A Resolução nº 1 do Conceadeterminou as competências das Ceuas , que são os componentes essenciais para aprovação, controle e vigilância das atividades de criação, ensino e pesquisa científica com animais, bem como para garantir o cumprimento das normas de controle da experimentação animal editadas pelo Concea. As Ceuas representam uma grande mudança de cultura na ciência e são formadas por médicos veterinários e biólogos, docentes e pesquisadores na área específica da pesquisa científica, e um representante de sociedades protetoras de animais legalmente constituídas e estabelecidas no país.

Ligado ao Ministério da Ciência, Tecnologia e Inovação (MCTI), o Concea tem apresentado um desempenho excelente. Uma de suas principais competências é expedir e fazer cumprir normas relativas à utilização humanitária de animais com finalidade de ensino e pesquisa cientifica; credenciar instituições brasileiras para a criação ou utilização de animais em ensino e pesquisa científica; e monitorar e avaliar a introdução de técnicas alternativas que substituam a utilização de animais em ensino e pesquisa.

E como é a participação das entidades defensoras dos animais nesse processo?

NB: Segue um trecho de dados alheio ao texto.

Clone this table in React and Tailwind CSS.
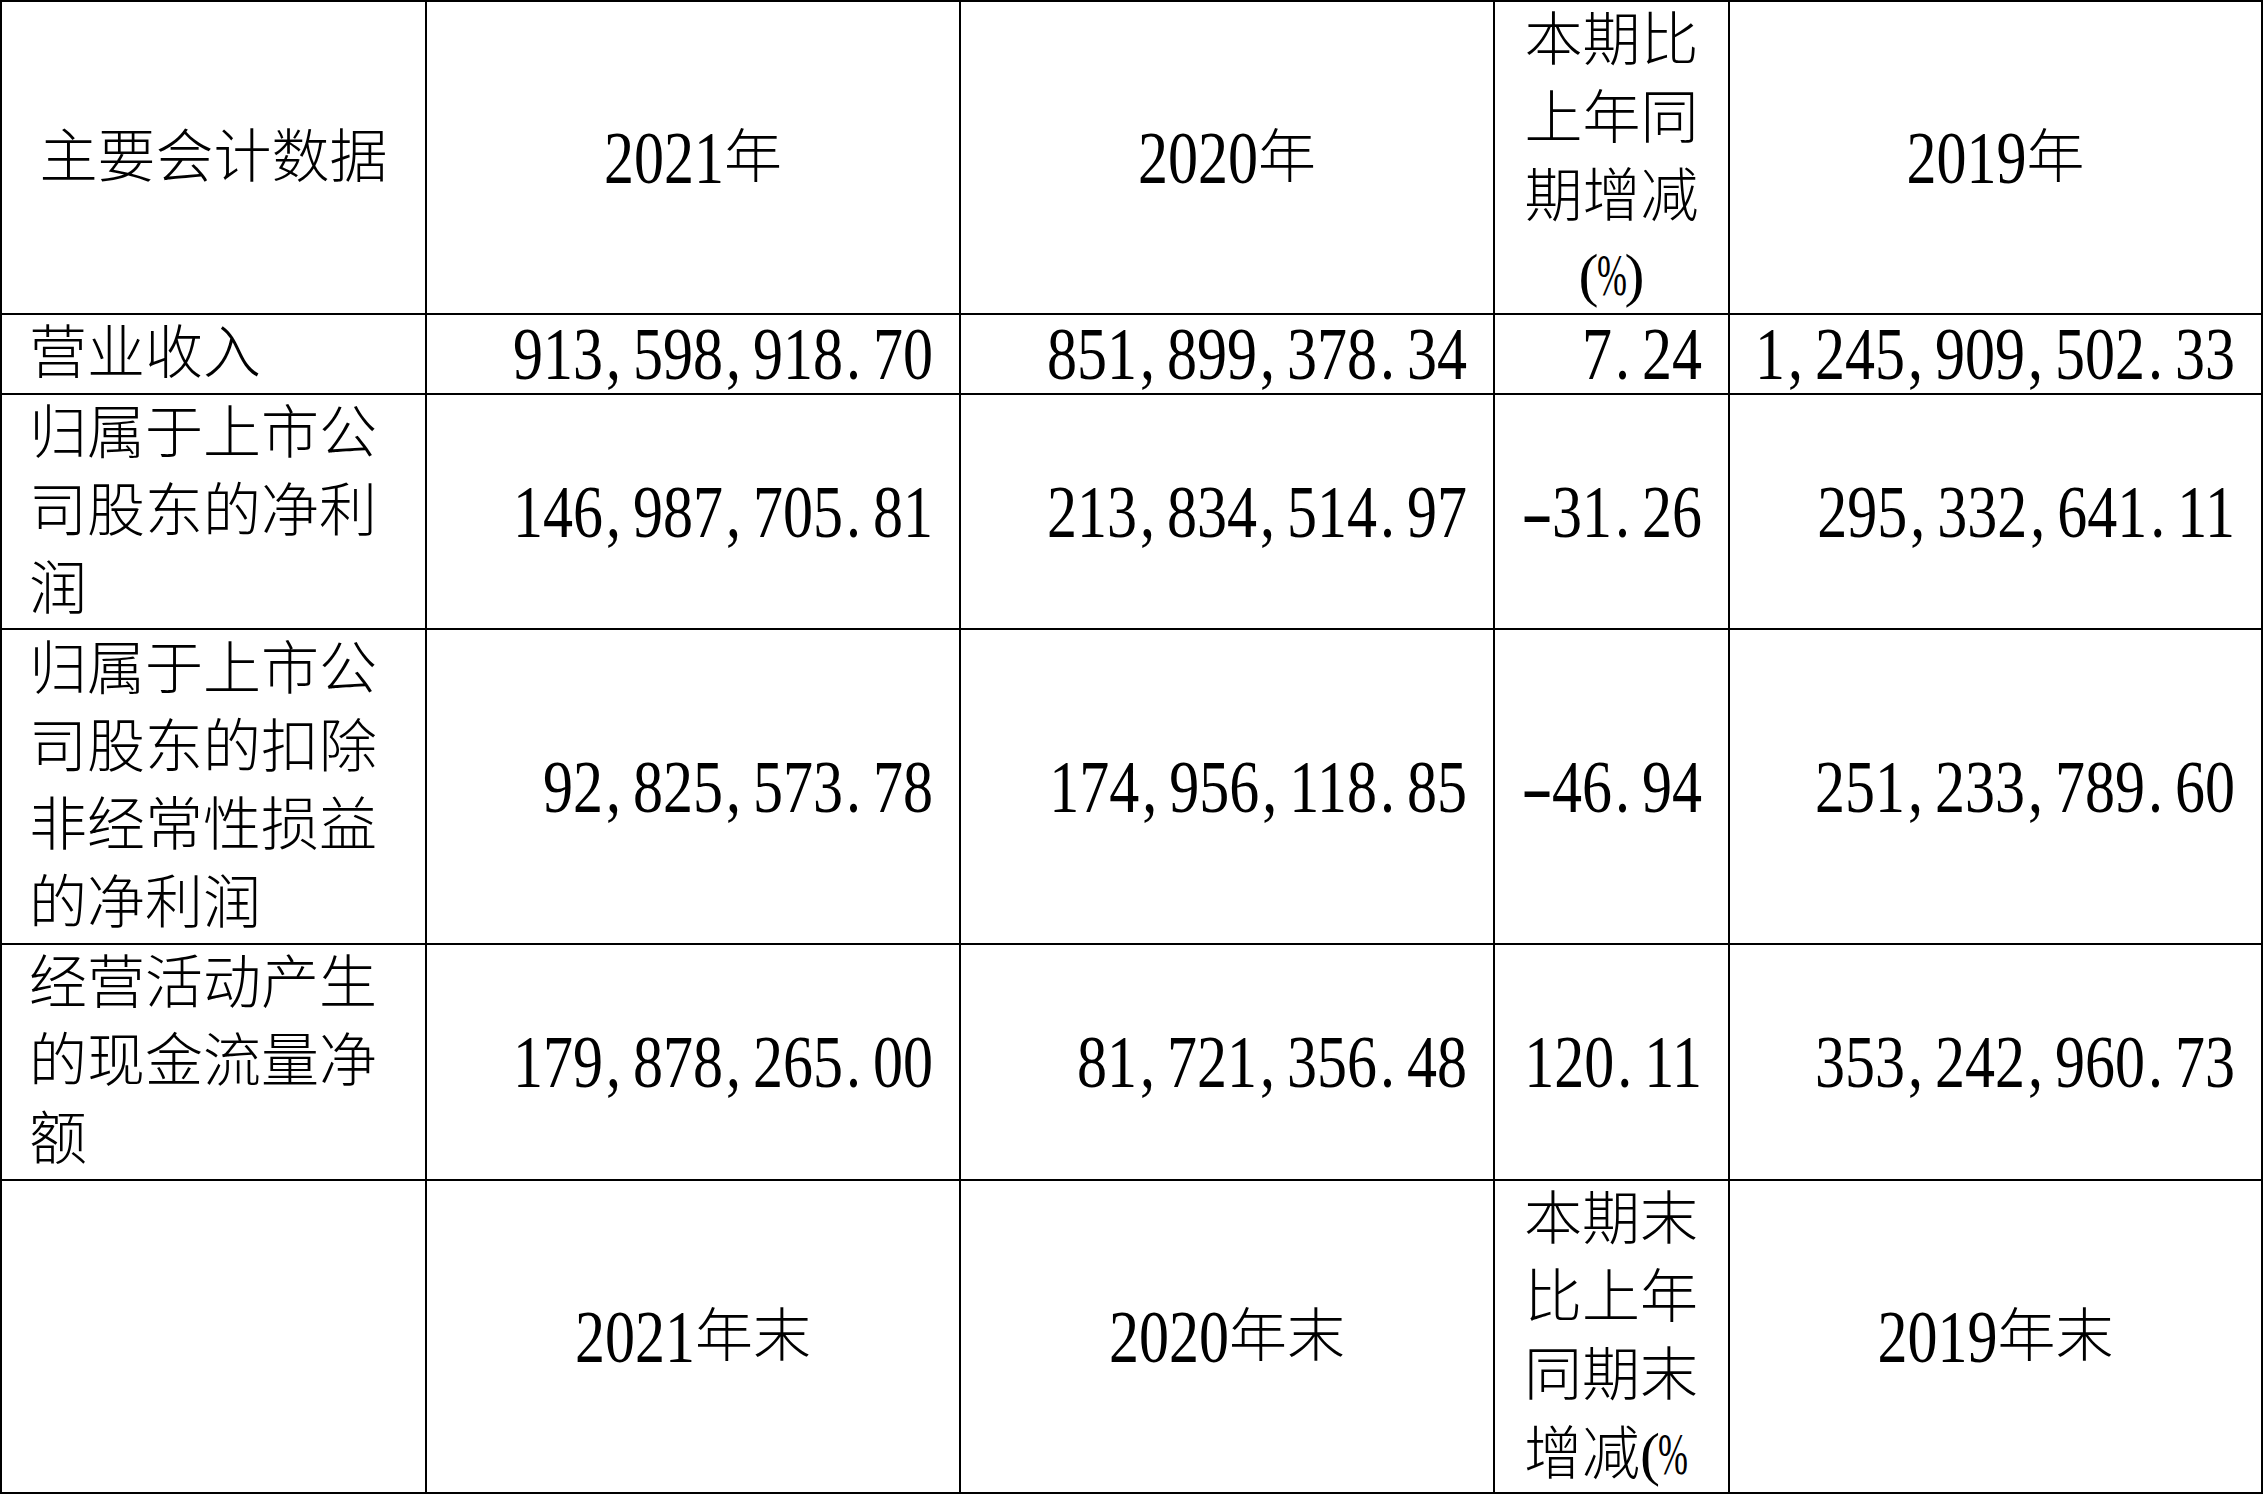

Os representantes das sociedades protetoras de animais legalmente estabelecidas no país são profissionais muito qualificados, com formação pós-graduada em nível de doutorado, e têm dado excelentes contribuições na Câmara dos Deputados e nas discussões e deliberações do Concea. A Diretriz Brasileira para o Cuidado e a Utilização de Animais para fins Científicos e Didáticos (DBCA), publicada na Resolução Normativa 12, de 20 de setembro de 2013, uma bíblia para os laboratórios de pesquisa no Brasil, é um dos recentes exemplos de competência dos membros do colegiado.

Qual a importância da experimentação animal para os próprios animais?

Os animais domésticos como cães e gatos e os de interesse econômico como bovinos, suínos e aves também têm sido beneficiados com os avanços da ciência no campo da terapêutica e cirurgia experimental. Poderíamos destacar as vacinas para a raiva, a cinomose, a febre aftosa, as pesquisas com o vírus da imunodeficiência felina, a tuberculose e várias doenças infecto-parasitárias.